Write out each line of the listing as it stands, without the images.

- _Collected data_
_ _ _ _ _
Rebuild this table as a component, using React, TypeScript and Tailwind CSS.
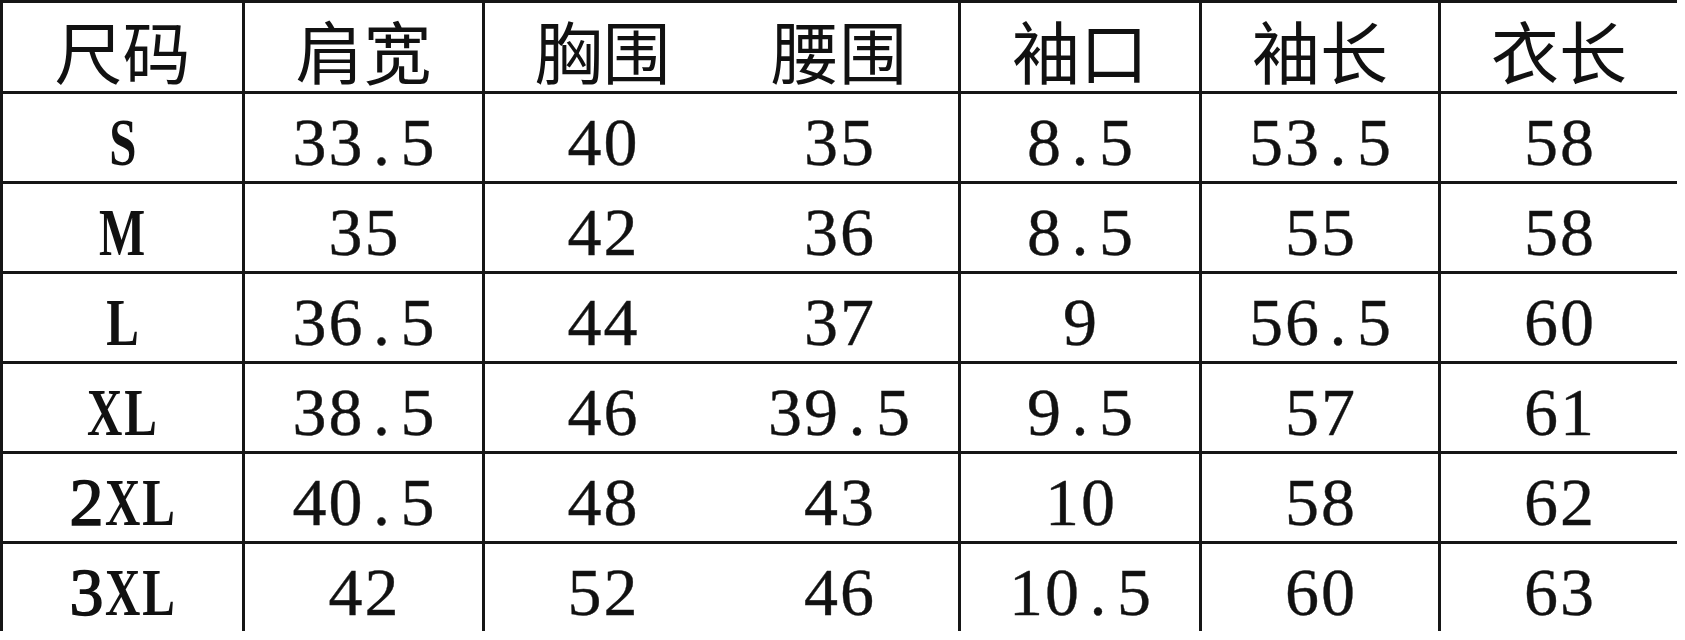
import React from "react";

const headers = ["尺码", "肩宽", "胸围", "腰围", "袖口", "袖长", "衣长"];
const rows: string[][] = [
  ["S", "33.5", "40", "35", "8.5", "53.5", "58"],
  ["M", "35", "42", "36", "8.5", "55", "58"],
  ["L", "36.5", "44", "37", "9", "56.5", "60"],
  ["XL", "38.5", "46", "39.5", "9.5", "57", "61"],
  ["2XL", "40.5", "48", "43", "10", "58", "62"],
  ["3XL", "42", "52", "46", "10.5", "60", "63"],
];

const colW = ["w-[242px]", "w-[240px]", "w-[238px]", "w-[238px]", "w-[241px]", "w-[239px]", "w-[239px]"];

function cellBorder(ci: number) {
  return ci === 3 ? "border-l-0" : "border-l-[3px]";
}

function Mono({ text, first }: { text: string; first: boolean }) {
  return (
    <span className="flex">
      {text.split("").map((ch, i) => {
        const isLetter = /[A-Z]/.test(ch);
        let cls = "inline-block font-normal [-webkit-text-stroke:0.4px_#222]";
        if (first && isLetter) cls = "inline-block font-bold scale-x-[0.72]";
        else if (first) cls = "inline-block font-normal [-webkit-text-stroke:1.6px_#111]";
        return (
          <span key={i} className="flex justify-center w-[36px] text-[68px] leading-none">
            <span className={cls}>{ch}</span>
          </span>
        );
      })}
    </span>
  );
}

export default function App() {
  return (
    <div className="w-[1685px] h-[640px] bg-white overflow-hidden text-[#111]">
      <div className="flex flex-col">
        <div className="flex h-[91px]">
          {headers.map((h, ci) => (
            <div
              key={h}
              className={`${colW[ci]} ${cellBorder(ci)} border-t-[3px] border-[#161616] flex items-center justify-center pt-[6px]`}
              style={{ fontFamily: '"Noto Sans CJK SC", sans-serif' }}
            >
              <span className="text-[68px] leading-none font-normal">{h}</span>
            </div>
          ))}
        </div>
        {rows.map((r, ri) => (
          <div key={ri} className="flex h-[90px]">
            {r.map((v, ci) => (
              <div
                key={ci}
                className={`${colW[ci]} ${cellBorder(ci)} border-t-[3px] border-[#161616] flex items-center justify-center pt-[8px]`}
                style={{ fontFamily: '"Liberation Serif", serif' }}
              >
                <Mono text={v} first={ci === 0} />
              </div>
            ))}
          </div>
        ))}
      </div>
    </div>
  );
}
_ _ _ _ _
- _Solution_
Rebuild this table as a component, using React, TypeScript and Tailwind CSS.
import React from "react";

const headers = ["尺码", "肩宽", "胸围", "腰围", "袖口", "袖长", "衣长"];
const rows: string[][] = [
  ["S", "33.5", "40", "35", "8.5", "53.5", "58"],
  ["M", "35", "42", "36", "8.5", "55", "58"],
  ["L", "36.5", "44", "37", "9", "56.5", "60"],
  ["XL", "38.5", "46", "39.5", "9.5", "57", "61"],
  ["2XL", "40.5", "48", "43", "10", "58", "62"],
  ["3XL", "42", "52", "46", "10.5", "60", "63"],
];

const colW = ["w-[242px]", "w-[240px]", "w-[238px]", "w-[238px]", "w-[241px]", "w-[239px]", "w-[239px]"];

function cellBorder(ci: number) {
  return ci === 3 ? "border-l-0" : "border-l-[3px]";
}

function Mono({ text, first }: { text: string; first: boolean }) {
  return (
    <span className="flex">
      {text.split("").map((ch, i) => {
        const isLetter = /[A-Z]/.test(ch);
        let cls = "inline-block font-normal [-webkit-text-stroke:0.4px_#222]";
        if (first && isLetter) cls = "inline-block font-bold scale-x-[0.72]";
        else if (first) cls = "inline-block font-normal [-webkit-text-stroke:1.6px_#111]";
        return (
          <span key={i} className="flex justify-center w-[36px] text-[68px] leading-none">
            <span className={cls}>{ch}</span>
          </span>
        );
      })}
    </span>
  );
}

export default function App() {
  return (
    <div className="w-[1685px] h-[640px] bg-white overflow-hidden text-[#111]">
      <div className="flex flex-col">
        <div className="flex h-[91px]">
          {headers.map((h, ci) => (
            <div
              key={h}
              className={`${colW[ci]} ${cellBorder(ci)} border-t-[3px] border-[#161616] flex items-center justify-center pt-[6px]`}
              style={{ fontFamily: '"Noto Sans CJK SC", sans-serif' }}
            >
              <span className="text-[68px] leading-none font-normal">{h}</span>
            </div>
          ))}
        </div>
        {rows.map((r, ri) => (
          <div key={ri} className="flex h-[90px]">
            {r.map((v, ci) => (
              <div
                key={ci}
                className={`${colW[ci]} ${cellBorder(ci)} border-t-[3px] border-[#161616] flex items-center justify-center pt-[8px]`}
                style={{ fontFamily: '"Liberation Serif", serif' }}
              >
                <Mono text={v} first={ci === 0} />
              </div>
            ))}
          </div>
        ))}
      </div>
    </div>
  );
}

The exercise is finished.